Whatever the reason, it was immaterial at the moment. I looked for cabs and there were none. Before I knew it I'd walked all the way to my destination, the better part of a mile, without incident. The sky was getting lighter all the time; I quickened my pace, fired by the urgency of a good morning's sleep. Instead of taking the long way around to the parking lot and entering the playground by the customary route, I hopped the fence. I passed the swingset and found my watch with absurd ease, even given my intoxication. I felt as Renton did in Trainspotting, discovering the opium suppositories on the "floor" of the Worst Toilet in Scotland: "Yes, a f---ing godsend!"

Then the unthinkable happened. Tragedy struck my seemingly foolproof attempt at lending closure to the night's festivities. As I hopped the fence to leave the playground, the voluminous sleeve of my favorite coat caught on one of the bars of the fence and ripped. For a moment my mind couldn't process that catastrophic bit of information. Then I examined the rip in the stark light of a streetlamp (and the soft glow of the burgeoning day) and cursed myself again. I found the watch, but it was small consolation. All the way home I chunnered away at my own stupidity and clumsiness, silently for fear that the cab driver would boot me out for a loony.

Home again at last, the light in the east now changing to purple and pink, I took off the coat, hung it up (fortunately it faced the door, so the right sleeve was nearest the wall and concealed from my view, meaning I would not be reminded of my folly), undressed and fell into bed.

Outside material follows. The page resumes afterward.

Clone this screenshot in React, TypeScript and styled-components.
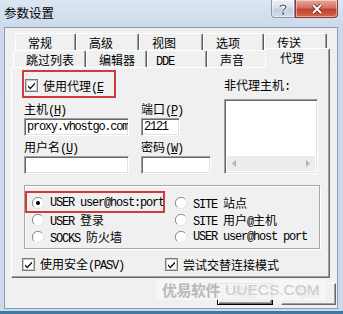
import React from 'react';
import styled, { createGlobalStyle } from 'styled-components';

const CJK = `"Noto Sans CJK SC", "Noto Sans", sans-serif`;
const MONO = `"Liberation Mono", "DejaVu Sans Mono", monospace`;

const GlobalStyle = createGlobalStyle`
  html, body { margin: 0; padding: 0; background: #fff; }
  body { width: 343px; height: 314px; overflow: hidden; }
  * { box-sizing: border-box; }
`;

const Window = styled.div`
  position: relative;
  width: 343px;
  height: 314px;
  display: flex;
  flex-direction: column;
  padding: 0 5px 2px 4px;
  background: linear-gradient(#dde7f3, #cbd9ea 27px, #ccdaeb);
  border-bottom: 3px solid #3d7aa3;
  font-family: ${CJK};
  font-size: 12px;
  color: #000;
  overflow: hidden;
`;

const Caption = styled.div`
  height: 27px;
  flex-shrink: 0;
  display: flex;
  align-items: flex-start;
`;

const Title = styled.div`
  line-height: 26px;
  font-size: 12.5px;
  color: #000;
`;

const CaptionButtons = styled.div`
  margin-left: auto;
  display: flex;
`;

const CapButton = styled.div<{ $close?: boolean }>`
  width: ${(p) => (p.$close ? 43 : 24)}px;
  height: 18px;
  display: flex;
  align-items: center;
  justify-content: center;
  border: 1px solid ${(p) => (p.$close ? '#8a3a32' : '#8797ab')};
  border-top: none;
  border-radius: ${(p) => (p.$close ? '0 0 4px 0' : '0 0 0 4px')};
  background: ${(p) =>
    p.$close
      ? 'linear-gradient(#e8a89e, #d47264 45%, #c4402e 55%, #d2684f)'
      : 'linear-gradient(#eef2f8, #d7e0ec 45%, #c3cfdf 55%, #d3dcea)'};
  box-shadow: inset 0 0 0 1px rgba(255, 255, 255, 0.45);
`;

const Client = styled.div`
  flex: 1;
  background: #f0f0f0;
  border: 1px solid #8c9cb0;
  display: flex;
  flex-direction: column;
  padding: 5px 0 0 6px;
`;

const TabControl = styled.div`
  width: 319px;
  display: flex;
  flex-direction: column;
`;

const TabRow = styled.div<{ $indent: number }>`
  height: 17px;
  display: flex;
  align-items: flex-end;
  padding-left: ${(p) => p.$indent}px;
`;

const Tab = styled.div<{ $w: number; $pad?: number; $active?: boolean }>`
  position: relative;
  z-index: ${(p) => (p.$active ? 2 : 0)};
  width: ${(p) => p.$w + (p.$active ? 4 : 0)}px;
  height: ${(p) => (p.$active ? 20 : 17)}px;
  margin: ${(p) => (p.$active ? '-2px -2px -1px -2px' : '0')};
  padding-left: ${(p) => (p.$pad ?? 12) + (p.$active ? 2 : 0)}px;
  padding-top: 2px;
  line-height: 13px;
  white-space: nowrap;
  background: #f0f0f0;
  border-top: 1px solid #fff;
  border-left: 1px solid #fff;
  border-right: 1px solid #5f5f5f;
  border-radius: 2px 2px 0 0;
  box-shadow: inset -1px 0 0 #a0a0a0;
`;

const Panel = styled.div`
  position: relative;
  z-index: 1;
  height: 211px;
  border: 1px solid;
  border-color: #fff #696969 #696969 #fff;
  box-shadow: inset -1px -1px 0 #a0a0a0;
  padding: 2px 10px 0 10px;
  display: flex;
  flex-direction: column;
`;

const TopSection = styled.div`
  display: flex;
  height: 104px;
`;

const LeftBlock = styled.div`
  width: 190px;
  display: flex;
  flex-direction: column;
`;

const RedFrame = styled.div`
  width: 94px;
  height: 28px;
  border: 2px solid #cf3b3b;
  display: flex;
  align-items: center;
  padding: 3px 0 0 1px;
  overflow: hidden;
  white-space: nowrap;
`;

const FieldGrid = styled.div`
  margin: 4px 0 0 2px;
  display: grid;
  grid-template-columns: 105px 70px;
  column-gap: 12px;
  grid-template-rows: 16px 18px 20px 18px;
  align-items: start;
`;

const Label = styled.div<{ $row: number }>`
  grid-row: ${(p) => p.$row};
  align-self: ${(p) => (p.$row === 1 ? 'start' : 'end')};
  line-height: 14px;
  white-space: nowrap;
`;

const Acc = styled.span`
  font-family: ${MONO};
  font-size: 12px;
  letter-spacing: -1.2px;
`;

const Key = styled.span`
  text-decoration: underline;
`;

const TextBox = styled.div<{ $w: number; $row: number }>`
  grid-row: ${(p) => p.$row};
  width: ${(p) => p.$w}px;
  height: 18px;
  background: #fff;
  border: 1px solid;
  border-color: #a0a0a0 #fff #fff #a0a0a0;
  box-shadow: inset 1px 1px 0 #696969, inset -1px -1px 0 #e3e3e3;
  padding: 0 0 0 2px;
  font-family: ${MONO};
  font-size: 12px;
  letter-spacing: -1.25px;
  line-height: 16px;
  white-space: nowrap;
  overflow: hidden;
`;

const RightBlock = styled.div`
  margin-left: 12px;
  width: 94px;
  padding-top: 8px;
  display: flex;
  flex-direction: column;
`;

const ListBox = styled.div`
  margin-top: 5px;
  height: 76px;
  background: #fff;
  border: 1px solid;
  border-color: #a0a0a0 #fff #fff #a0a0a0;
  box-shadow: inset 1px 1px 0 #696969, inset -1px -1px 0 #e3e3e3;
  padding: 2px;
  display: flex;
  flex-direction: column;
  justify-content: flex-end;
`;

const HScroll = styled.div`
  height: 15px;
  background: #ececec;
  display: flex;
  align-items: center;
  justify-content: space-between;
  padding: 0 5px;
`;

const GroupBox = styled.div`
  margin: 11px 0 0 2px;
  width: 296px;
  height: 64px;
  border: 1px solid #a8a8a8;
  box-shadow: inset 1px 1px 0 #fff, 1px 1px 0 #fff;
  padding: 8px 0 0 7px;
  display: grid;
  grid-template-columns: 143px auto;
  grid-auto-rows: 17px;
`;

const Option = styled.div<{ $marked?: boolean }>`
  position: relative;
  display: flex;
  align-items: center;
  gap: 6px;
  white-space: nowrap;
  &::after {
    content: '';
    display: ${(p) => (p.$marked ? 'block' : 'none')};
    position: absolute;
    top: -3px;
    left: -7px;
    right: 10px;
    bottom: -2px;
    border: 2px solid #cf3b3b;
    pointer-events: none;
  }
`;

const CheckRow = styled.div`
  margin-top: 6px;
  display: grid;
  grid-template-columns: 143px auto;
  height: 14px;
`;

const CheckItem = styled.div`
  display: flex;
  align-items: center;
  gap: 5px;
  white-space: nowrap;
`;

const ButtonRow = styled.div`
  margin-top: 5px;
  height: 22px;
  width: 325px;
  display: flex;
  justify-content: flex-end;
  gap: 8px;
`;

const Button = styled.div<{ $default?: boolean }>`
  width: ${(p) => (p.$default ? 56 : 55)}px;
  height: 22px;
  background: #f0f0f0;
  border: 1px solid;
  border-color: ${(p) => (p.$default ? '#000' : '#fff #696969 #696969 #fff')};
  box-shadow: ${(p) =>
    p.$default
      ? 'inset 1px 1px 0 #fff, inset -1px -1px 0 #696969, inset -2px -2px 0 #a0a0a0'
      : 'inset -1px -1px 0 #a0a0a0'};
  display: flex;
  align-items: flex-start;
  justify-content: center;
  line-height: 16px;
  position: relative;
  &::after {
    content: '';
    display: ${(p) => (p.$default ? 'block' : 'none')};
    position: absolute;
    inset: 4px;
    border: 1px dotted #000;
  }
`;

const Watermark = styled.div`
  position: absolute;
  left: 156px;
  top: 279px;
  padding: 0 6px;
  height: 21px;
  display: flex;
  align-items: center;
  gap: 5px;
  background: rgba(246, 246, 246, 0.93);
  font-weight: 700;
  white-space: nowrap;
`;

const WatermarkCJK = styled.span`
  font-family: ${CJK};
  font-size: 15px;
  letter-spacing: -0.5px;
  color: #b9b9b9;
`;

const WatermarkLatin = styled.span`
  font-family: "Liberation Sans", Arial, sans-serif;
  font-weight: 400;
  font-size: 15.5px;
  color: #cacaca;
`;

const CheckBox = ({ checked = true }: { checked?: boolean }) => (
  <svg width="13" height="13" viewBox="0 0 13 13" style={{ flexShrink: 0 }}>
    <rect x="0.5" y="0.5" width="12" height="12" fill="#fff" stroke="#7a7a7a" />
    <rect x="1.5" y="1.5" width="10" height="10" fill="none" stroke="#c8c8c8" />
    {checked && <path d="M3 6.2 L5.2 8.6 L10 3.6 L10 5.4 L5.2 10.4 L3 8 Z" fill="#111" />}
  </svg>
);

const Radio = ({ checked = false }: { checked?: boolean }) => (
  <svg width="12" height="12" viewBox="0 0 12 12" style={{ flexShrink: 0 }}>
    <circle cx="6" cy="6" r="5.5" fill="#fff" />
    <path d="M10 2 A5.5 5.5 0 0 0 2 10" fill="none" stroke="#8a8a8a" strokeWidth="1" />
    <path d="M2 10 A5.5 5.5 0 0 0 10 2" fill="none" stroke="#e4e4e4" strokeWidth="1" />
    {checked && <circle cx="6" cy="6" r="2" fill="#000" />}
  </svg>
);

const rowOne = [
  { t: '常规', w: 61 },
  { t: '高级', w: 63 },
  { t: '视图', w: 64 },
  { t: '选项', w: 61 },
  { t: '传送', w: 63 },
];

const rowTwo = [
  { t: '跳过列表', w: 73 },
  { t: '编辑器', w: 61 },
  { t: 'DDE', w: 60, pad: 8 },
  { t: '声音', w: 60 },
];

export default function App() {
  return (
    <>
      <GlobalStyle />
      <Window>
        <Caption>
          <Title>参数设置</Title>
          <CaptionButtons>
            <CapButton>
              <svg width="10" height="12" viewBox="0 0 10 12">
                <path
                  d="M2 4 C2 1.5 8 1.5 8 4 C8 6 5 6 5 8.2"
                  fill="none"
                  stroke="#fff"
                  strokeWidth="3"
                />
                <path
                  d="M2 4 C2 1.5 8 1.5 8 4 C8 6 5 6 5 8.2"
                  fill="none"
                  stroke="#55627a"
                  strokeWidth="1.4"
                />
                <rect x="4" y="9.5" width="2" height="2" fill="#55627a" />
              </svg>
            </CapButton>
            <CapButton $close>
              <svg width="14" height="12" viewBox="0 0 14 12">
                <path d="M3 2 L11 10 M11 2 L3 10" stroke="#6a2a22" strokeWidth="3.6" />
                <path d="M3 2 L11 10 M11 2 L3 10" stroke="#fff" strokeWidth="2" />
              </svg>
            </CapButton>
          </CaptionButtons>
        </Caption>
        <Client>
          <TabControl>
            <TabRow $indent={4}>
              {rowOne.map((t) => (
                <Tab key={t.t} $w={t.w}>
                  {t.t}
                </Tab>
              ))}
            </TabRow>
            <TabRow $indent={2}>
              {rowTwo.map((t) => (
                <Tab key={t.t} $w={t.w} $pad={t.pad}>
                  {t.t === 'DDE' ? <Acc>DDE</Acc> : t.t}
                </Tab>
              ))}
              <Tab $w={61} $active>
                代理
              </Tab>
            </TabRow>
            <Panel>
              <TopSection>
                <LeftBlock>
                  <RedFrame>
                    <CheckItem>
                      <CheckBox />
                      <span>
                        使用代理<Acc>(</Acc>
                        <Acc>
                          <Key>E</Key>
                        </Acc>
                      </span>
                    </CheckItem>
                  </RedFrame>
                  <FieldGrid>
                    <Label $row={1}>
                      主机<Acc>(<Key>H</Key>)</Acc>
                    </Label>
                    <Label $row={1}>
                      端口<Acc>(<Key>P</Key>)</Acc>
                    </Label>
                    <TextBox $w={105} $row={2}>
                      proxy.vhostgo.com
                    </TextBox>
                    <TextBox $w={39} $row={2}>
                      2121
                    </TextBox>
                    <Label $row={3}>
                      用户名<Acc>(<Key>U</Key>)</Acc>
                    </Label>
                    <Label $row={3}>
                      密码<Acc>(<Key>W</Key>)</Acc>
                    </Label>
                    <TextBox $w={105} $row={4} />
                    <TextBox $w={70} $row={4} />
                  </FieldGrid>
                </LeftBlock>
                <RightBlock>
                  <Label $row={1}>
                    非代理主机<Acc>:</Acc>
                  </Label>
                  <ListBox>
                    <HScroll>
                      <svg width="4" height="7" viewBox="0 0 4 7">
                        <path d="M4 0 L0 3.5 L4 7 Z" fill="#b4b4b4" />
                      </svg>
                      <svg width="4" height="7" viewBox="0 0 4 7">
                        <path d="M0 0 L4 3.5 L0 7 Z" fill="#b4b4b4" />
                      </svg>
                    </HScroll>
                  </ListBox>
                </RightBlock>
              </TopSection>
              <GroupBox>
                <Option $marked>
                  <Radio checked />
                  <Acc>USER user@host:port</Acc>
                </Option>
                <Option>
                  <Radio />
                  <span>
                    <Acc>SITE </Acc>站点
                  </span>
                </Option>
                <Option>
                  <Radio />
                  <span>
                    <Acc>USER </Acc>登录
                  </span>
                </Option>
                <Option>
                  <Radio />
                  <span>
                    <Acc>SITE </Acc>用户<Acc>@</Acc>主机
                  </span>
                </Option>
                <Option>
                  <Radio />
                  <span>
                    <Acc>SOCKS </Acc>防火墙
                  </span>
                </Option>
                <Option>
                  <Radio />
                  <Acc>USER user@host port</Acc>
                </Option>
              </GroupBox>
              <CheckRow>
                <CheckItem>
                  <CheckBox />
                  <span>
                    使用安全<Acc>(PASV)</Acc>
                  </span>
                </CheckItem>
                <CheckItem>
                  <CheckBox />
                  <span>尝试交替连接模式</span>
                </CheckItem>
              </CheckRow>
            </Panel>
          </TabControl>
          <ButtonRow>
            <Button $default>确定</Button>
            <Button>取消</Button>
          </ButtonRow>
        </Client>
        <Watermark>
          <WatermarkCJK>优易软件</WatermarkCJK>
          <WatermarkLatin>UUECS.COM</WatermarkLatin>
        </Watermark>
      </Window>
    </>
  );
}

There is now a four-inch gash in the bottom of the right sleeve, and I have nobody to blame but myself. I took out my paltry miniature sewing kit and surveyed the damage in the light of day (and sobriety), but it was a pointless exercise. The gash is too wide, and my needle and flimsy thread are not up to the task of repairing the heavy canvas. My only hope now is to access a clothing repair shop, either here or in Anchorage. Judge me as you will.